Despite this, Hans M. Kristensen director of the Nuclear Information Project at FAS, considers it likely that the Lakenheath move will not actually add any nuclear bombs to the current U.S. total in Europe. It will, however, provide the United States with more flexibility and survivability, both in terms of basing and the fact that B61-12s will likely be assigned to F-35As. Kristensen thinks the new weapons could be delivered to Europe next year, with a similar number of older-model B61s, namely B61-3/-4 versions, being withdrawn from other bases in Europe at the same time.

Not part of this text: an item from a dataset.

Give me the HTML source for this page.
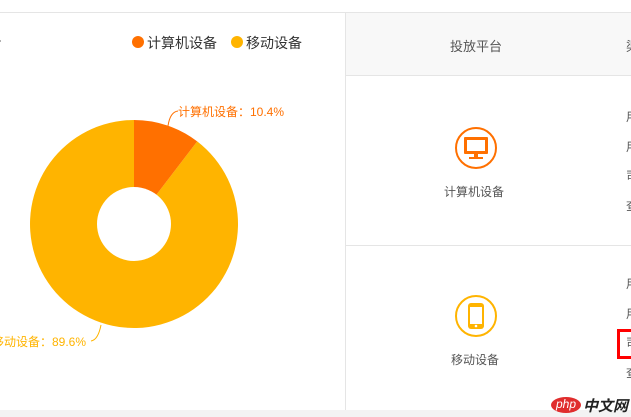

Another possibility, of course, is that Lakenheath will be prepared to receive B61-12s, but that the bombs won’t actually be stored there. This would fit in with the need for increased survivability, with the option of moving bombs around to different European bases. Indeed, keeping Russia guessing as to where B61-12s might actually be found in Europe could be an attractive strategy. Having one more base with B61s, and the farthest from Russian territory, also will provide better survivability should a nuclear crisis occur. It would also help bolster the United Kingdom’s own nuclear deterrence factor. This played a major role during the Cold War when the U.S. deployed thousands of nuclear weapons to Europe, including tactical jets in the United Kingdom that sat ready to deliver some of them at a moment’s notice.
For now, officials in the United States and the United Kingdom are not revealing any more. However, if the budget document is to be believed, it would appear the permanent deployment of the U.S. Air Force F-35A in Europe could be even more significant than we expected. At the same time, it could be the case that the current East-West standoff on the continent is only going to become deeper and more complicated.